To see how circulation of the Swedish krona ranks compared to other currencies see Bank for International Settlements#Red Books.
The e-krona (electronic krona) is a proposed electronic currency to be issued directly by the Riksbank. It is different from the electronic transfers using commercial bank money as central bank money has no nominal credit risk, as it stands for a claim on the central bank, which cannot go bankrupt, at least not for debts in Swedish krona.
The declining use of cash in Sweden is going to be reinforced cyclically. As more businesses find that they can function without accepting cash, the number of businesses refusing to accept cash will increase. That will re-enforce the need for more and more citizens to get the Swish app which is already used by half the population. Cash machines, which are controlled by a Swedish bank consortium, are being dismantled by the hundreds, especially in rural areas.
The Riksbank has not taken a decision on issuing e-krona. First, the Riksbank needs to investigate a number of technical, legal and practical issues. "The declining use of cash in Sweden means that this is more of a burning issue for us than for most other central banks. Although it may appear simple at first glance to issue e-krona, this is something entirely new for a central bank and there is no precedent to follow". If the Riksbank chooses to issue e-krona, it is not to replace cash, but to act as a complement to it. "The Riksbank will continue issuing banknotes and coins as long as there is demand for them in society.
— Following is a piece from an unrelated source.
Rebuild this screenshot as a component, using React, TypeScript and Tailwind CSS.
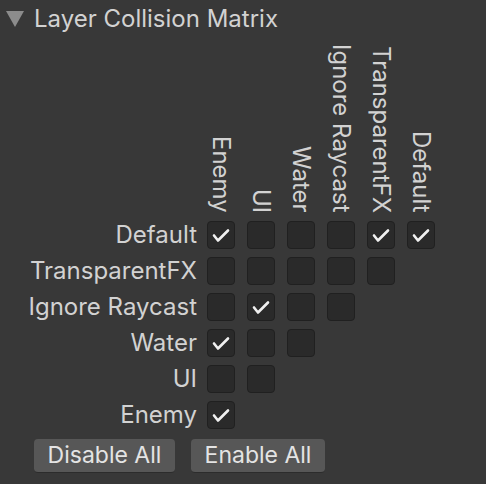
const columns = ["Enemy", "UI", "Water", "Ignore Raycast", "TransparentFX", "Default"];
const rows = ["Default", "TransparentFX", "Ignore Raycast", "Water", "UI", "Enemy"];

// checked[row][col]
const checked: Record<string, number[]> = {
  Default: [0, 4, 5],
  "Ignore Raycast": [1],
  Water: [0],
  Enemy: [0],
};

const Check = ({ on }: { on: boolean }) => (
  <div className="w-[28px] h-[28px] rounded-[4px] bg-[#2a2a2a] border border-[#202020] flex items-center justify-center">
    {on && (
      <svg width="28" height="28" viewBox="0 0 28 28" className="-m-px">
        <path
          d="M7 14.5 L11 19.5 L21 9.5"
          fill="none"
          stroke="#f0f0f0"
          strokeWidth="2.6"
          strokeLinecap="round"
          strokeLinejoin="round"
        />
      </svg>
    )}
  </div>
);

export default function App() {
  return (
    <div className="w-[486px] h-[484px] bg-[#383838] text-[#d2d2d2] font-['Inter',sans-serif] overflow-hidden">
      <div className="h-[38px] flex items-center pl-[6px]">
        <svg width="18" height="16" viewBox="0 0 18 16">
          <path d="M0 0 H18 L9 16 Z" fill="#8c8c8c" />
        </svg>
        <span className="ml-[10px] text-[24px] leading-none">Layer Collision Matrix</span>
      </div>

      <div className="h-[175px] flex items-end pl-[207px] gap-[12px]">
        {columns.map((c) => (
          <div key={c} className="w-[28px] flex justify-center">
            <span className="[writing-mode:vertical-rl] text-[24px] leading-[26px]">{c}</span>
          </div>
        ))}
      </div>

      <div className="mt-[8px] flex flex-col gap-[8px]">
        {rows.map((r, i) => (
          <div key={r} className="h-[28px] flex items-center">
            <div className="w-[197px] text-right text-[24px] leading-none">{r}</div>
            <div className="ml-[10px] flex gap-[12px]">
              {columns.slice(0, 6 - i).map((_, j) => (
                <Check key={j} on={(checked[r] ?? []).includes(j)} />
              ))}
            </div>
          </div>
        ))}
      </div>

      <div className="mt-[10px] pl-[34px] flex gap-[16px]">
        <button className="w-[141px] h-[34px] rounded-[4px] bg-[#575757] border-b border-[#2c2c2c] text-[23px] leading-none text-[#e4e4e4]">
          Disable All
        </button>
        <button className="w-[134px] h-[34px] rounded-[4px] bg-[#575757] border-b border-[#2c2c2c] text-[23px] leading-none text-[#e4e4e4]">
          Enable All
        </button>
      </div>
    </div>
  );
}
It is our statutory duty and we will of course continue to live up to it," concluded Deputy Governor Cecilia Skingsley.
In December 2020, Sweden's Minister for Financial Markets Per Bolund announced a government review to explore the feasibility of moving to a digital currency that was expected to be completed by the end of November in 2022. Anna Kinberg Batra, a former chairwoman of the Riksbank's finance committee, was announced as the leader of the review. As of 2023, no decision has been made.